[Linganth] How Machines Came to Speak

Ilana Gershon imgershon at gmail.com
Mon Jun 5 14:25:00 UTC 2023


Dear Colleagues,
Today on the blog Joseph Wilson talks to Jennifer Petersen about her book,
How Machines Came to Speak.

https://campanthropology.org

Best,
Ilana
Press blurb:
In *How Machines Came to Speak* Jennifer Petersen constructs a genealogy of
how legal conceptions of “speech” have transformed over the last century in
response to new media technologies. Drawing on media and legal history,
Petersen shows that the legal category of speech has varied considerably,
evolving from a narrow category of oratory and print publication to a
broad, abstract conception encompassing expressive nonverbal actions,
algorithms, and data.
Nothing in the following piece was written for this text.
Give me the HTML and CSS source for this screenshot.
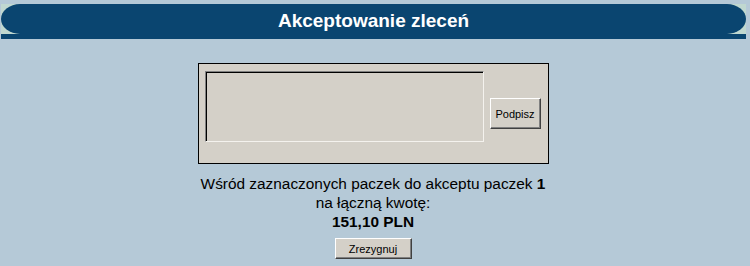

She examines a series of pivotal US court cases in
which new media technologies—such as phonographs, radio, film, and computer
code—were integral to this shift. In judicial decisions ranging from the
determination that silent films were not a form of speech to the expansion
of speech rights to include algorithmic outputs, courts understood speech
as mediated through technology. Speech thus became disarticulated from
individual speakers. By outlining how legal definitions of speech are
indelibly dependent on technology, Petersen demonstrates that future
innovations such as artificial intelligence will continue to restructure
speech law in ways that threaten to protect corporate and institutional
forms of speech over the rights and interests of citizens.